■ Problem requirements:
Copy each line in the data that includes the word "React".

━━━━━ Given information

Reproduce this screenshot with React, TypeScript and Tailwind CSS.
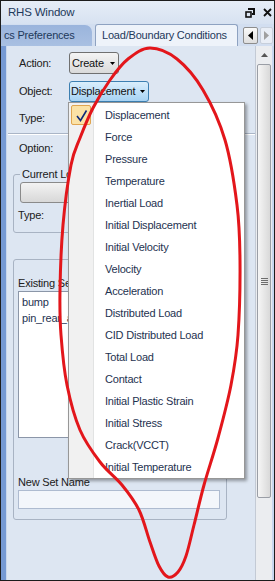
import React from "react";

const loadTypes = [
  "Displacement",
  "Force",
  "Pressure",
  "Temperature",
  "Inertial Load",
  "Initial Displacement",
  "Initial Velocity",
  "Velocity",
  "Acceleration",
  "Distributed Load",
  "CID Distributed Load",
  "Total Load",
  "Contact",
  "Initial Plastic Strain",
  "Initial Stress",
  "Crack(VCCT)",
  "Initial Temperature",
];

// hand drawn marker loop, traced from the screenshot
const loop: [number, number][] = [
  [150, 48], [177, 59], [203, 90], [225, 140], [237, 205], [240, 260], [238, 335],
  [231, 385], [218, 438], [204, 485], [194, 525], [186, 556], [178, 572], [168, 577],
  [159, 566], [150, 542], [139, 510], [122, 485], [100, 462], [80, 430], [67, 385],
  [61, 335], [60, 290], [63, 225], [71, 165], [80, 138], [93, 108], [110, 80], [128, 59],
];

const smoothPath = (pts: [number, number][]) => {
  const n = pts.length;
  let d = `M${pts[0][0]} ${pts[0][1]}`;
  for (let i = 0; i < n; i++) {
    const p0 = pts[(i - 1 + n) % n];
    const p1 = pts[i];
    const p2 = pts[(i + 1) % n];
    const p3 = pts[(i + 2) % n];
    const c1 = [p1[0] + (p2[0] - p0[0]) / 6, p1[1] + (p2[1] - p0[1]) / 6];
    const c2 = [p2[0] - (p3[0] - p1[0]) / 6, p2[1] - (p3[1] - p1[1]) / 6];
    d += ` C${c1[0].toFixed(1)} ${c1[1].toFixed(1)} ${c2[0].toFixed(1)} ${c2[1].toFixed(1)} ${p2[0]} ${p2[1]}`;
  }
  return d + " Z";
};

const Caret = ({ color = "#000" }: { color?: string }) => (
  <svg width="5" height="3" viewBox="0 0 5 3">
    <path d="M0 0 L5 0 L2.5 3 Z" fill={color} />
  </svg>
);

const TitleBar = () => (
  <div className="h-[23px] flex items-center justify-between pl-[7px] pr-[2px] bg-gradient-to-b from-[#e6edf7] to-[#d7e2f1] text-[#1e395b]">
    <span className="text-[11.5px]">RHS Window</span>
    <div className="flex items-center gap-[8px]">
      <svg width="10" height="10" viewBox="0 0 10 10">
        <path d="M3 1 H9 V6 H7" fill="none" stroke="#111" strokeWidth="2" />
        <rect x="1" y="4" width="5" height="5" fill="none" stroke="#111" strokeWidth="1.6" />
      </svg>
      <svg width="9" height="9" viewBox="0 0 9 9">
        <path d="M1 1 L8 8 M8 1 L1 8" stroke="#111" strokeWidth="1.8" />
      </svg>
    </div>
  </div>
);

const TabStrip = () => (
  <div className="h-[22px] flex items-end bg-[#d2def0] text-[#1e395b]">
    <div className="w-[91px] h-[21px] bg-gradient-to-b from-[#9ab4dc] to-[#a9c0e2] rounded-tr-[7px] flex items-center pl-[3px] overflow-hidden whitespace-nowrap">
      cs Preferences
    </div>
    <div className="ml-[3px] w-[143px] h-[22px] bg-[#eef3fa] border border-b-0 border-[#8ea2c1] rounded-t-[3px] flex items-center pl-[6px] whitespace-nowrap">
      Load/Boundary Conditions
    </div>
    <div className="ml-auto mr-[1px] mb-[2px] flex items-center gap-[2px]">
      <div className="w-[15px] h-[17px] border border-[#8d8d8d] rounded-[2px] bg-gradient-to-b from-[#fafafa] to-[#dedede] flex items-center justify-center">
        <svg width="5" height="9" viewBox="0 0 5 9">
          <path d="M5 0 L5 9 L0 4.5 Z" fill="#000" />
        </svg>
      </div>
      <div className="w-[13px] h-[17px] border border-[#c7cfdb] rounded-[2px] bg-[#e9eef6] flex items-center justify-center">
        <svg width="5" height="9" viewBox="0 0 5 9">
          <path d="M0 0 L0 9 L5 4.5 Z" fill="#a0a0a0" />
        </svg>
      </div>
    </div>
  </div>
);

const FormRow = ({ label, children, className = "" }: { label: string; children?: React.ReactNode; className?: string }) => (
  <div className={`h-[22px] flex items-center pl-[12px] ${className}`}>
    <span className="w-[50px] text-[#202020]">{label}</span>
    {children}
  </div>
);

const Panel = () => (
  <div className="flex-1 bg-[#dde6f2] pt-[6px]">
    <FormRow label="Action:">
      <div className="w-[50px] h-[22px] border border-[#707070] rounded-[3px] bg-gradient-to-b from-[#f4f4f4] to-[#dadada] flex items-center justify-between pl-[2px] pr-[3px] text-[#111]">
        <span>Create</span>
        <Caret />
      </div>
    </FormRow>
    <FormRow label="Object:" className="mt-[6px]">
      <div className="w-[80px] h-[21px] border border-[#3c7fb1] rounded-[3px] bg-gradient-to-b from-[#d9eefc] to-[#a7d3f3] flex items-center justify-between pl-[1px] pr-[3px] text-[#111]">
        <span>Displacement</span>
        <Caret />
      </div>
    </FormRow>
    <FormRow label="Type:" className="mt-[5px]" />
    <div className="mt-[4px] ml-[1px] h-[2px] border-t border-[#aab5c6] border-b border-b-white" />
    <FormRow label="Option:" className="mt-[2px]" />

    <fieldset className="mt-[9px] ml-[6px] w-[214px] border border-[#a8b3c3] rounded-[3px] pb-[10px]">
      <legend className="ml-[6px] px-[2px] leading-[13px] text-[#202020]">Current Load Case</legend>
      <div className="ml-[6px] mt-[1px] w-[190px] h-[21px] border border-[#8a8a8a] rounded-[3px] bg-gradient-to-b from-[#f3f3f3] to-[#d8d8d8]" />
      <div className="ml-[4px] mt-[5px] h-[14px] leading-[14px] text-[#202020]">Type:</div>
    </fieldset>

    <div className="mt-[26px] ml-[6px] w-[214px] border border-[#a8b3c3] rounded-[3px] pb-[10px]">
      <div className="ml-[4px] mt-[16px] h-[14px] leading-[14px] text-[#202020] whitespace-nowrap">Existing Sets</div>
      <div className="ml-[4px] mt-[1px] w-[202px] h-[147px] border border-[#8b96a8] bg-white pt-[2px] pl-[3px] text-[#1e3250]">
        <div className="leading-[16px]">bump</div>
        <div className="leading-[16px]">pin_rear_axle</div>
      </div>
      <div className="ml-[4px] mt-[37px] h-[14px] leading-[14px] text-[#202020]">New Set Name</div>
      <div className="ml-[4px] mt-[1px] w-[202px] h-[19px] border border-[#aebbd0] bg-[#f3f6fb]" />
    </div>
  </div>
);

const ScrollBar = () => (
  <div className="w-[17px] bg-[#ebedf0] border-l border-[#c3cad5] flex flex-col items-center">
    <div className="h-[17px] w-full flex items-center justify-center">
      <svg width="7" height="4" viewBox="0 0 7 4">
        <path d="M0 4 L7 4 L3.5 0 Z" fill="#555" />
      </svg>
    </div>
    <div className="mt-[1px] w-[14px] h-[434px] border border-[#9a9ea6] rounded-[2px] bg-gradient-to-r from-[#f6f6f6] to-[#d9d9d9] flex flex-col items-center justify-center gap-[1px]">
      <div className="w-[7px] h-px bg-[#6d6d6d]" />
      <div className="w-[7px] h-px bg-[#6d6d6d]" />
      <div className="w-[7px] h-px bg-[#6d6d6d]" />
      <div className="w-[7px] h-px bg-[#6d6d6d]" />
    </div>
  </div>
);

const DropMenu = () => (
  <div className="absolute left-[67px] top-[101px] w-[177px] border border-[#979797] bg-white flex shadow-[2px_2px_3px_rgba(0,0,0,0.35)]">
    <div className="w-[25px] bg-[#f1f1f1] border-r border-[#e2e3e3] pt-[2px] pl-[2px]">
      <div className="w-[20px] h-[20px] border border-[#e0a550] rounded-[2px] bg-[#fbe2a6] flex items-center justify-center">
        <svg width="13" height="13" viewBox="0 0 13 13">
          <path d="M2 7 L5.5 11.5 L11.5 1.5" fill="none" stroke="#0f2a78" strokeWidth="1.6" />
        </svg>
      </div>
    </div>
    <ul className="flex-1 border-l border-white pt-[1px] text-[#1e3250]">
      {loadTypes.map((t) => (
        <li key={t} className="h-[22px] flex items-center pl-[10px] whitespace-nowrap">
          {t}
        </li>
      ))}
    </ul>
  </div>
);

export default function App() {
  return (
    <div className="relative w-[275px] h-[581px] overflow-hidden border border-[#1c1c1c] bg-[#dde6f2] flex flex-col font-['Liberation_Sans',Arial,sans-serif] text-[11px] tracking-[-0.2px]">
      <TitleBar />
      <TabStrip />
      <div className="flex-1 flex">
        <div className="w-[5px] bg-[#7599d3] border-r border-[#c9d7ec] box-content" />
        <Panel />
        <ScrollBar />
        <div className="w-[2px] bg-[#c6d6ee]" />
      </div>
      <DropMenu />
      <svg className="absolute left-[-1px] top-[-1px] pointer-events-none" width="275" height="581" viewBox="0 0 275 581">
        <path d={smoothPath(loop)} fill="none" stroke="#e3161b" strokeWidth="3" strokeLinejoin="round" />
      </svg>
    </div>
  );
}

━━━━━━━━━━

■ Exercise answer:
Reproduce this screenshot with React, TypeScript and Tailwind CSS.
import React from "react";
const FormRow = ({ label, children, className = "" }: { label: string; children?: React.ReactNode; className?: string }) => (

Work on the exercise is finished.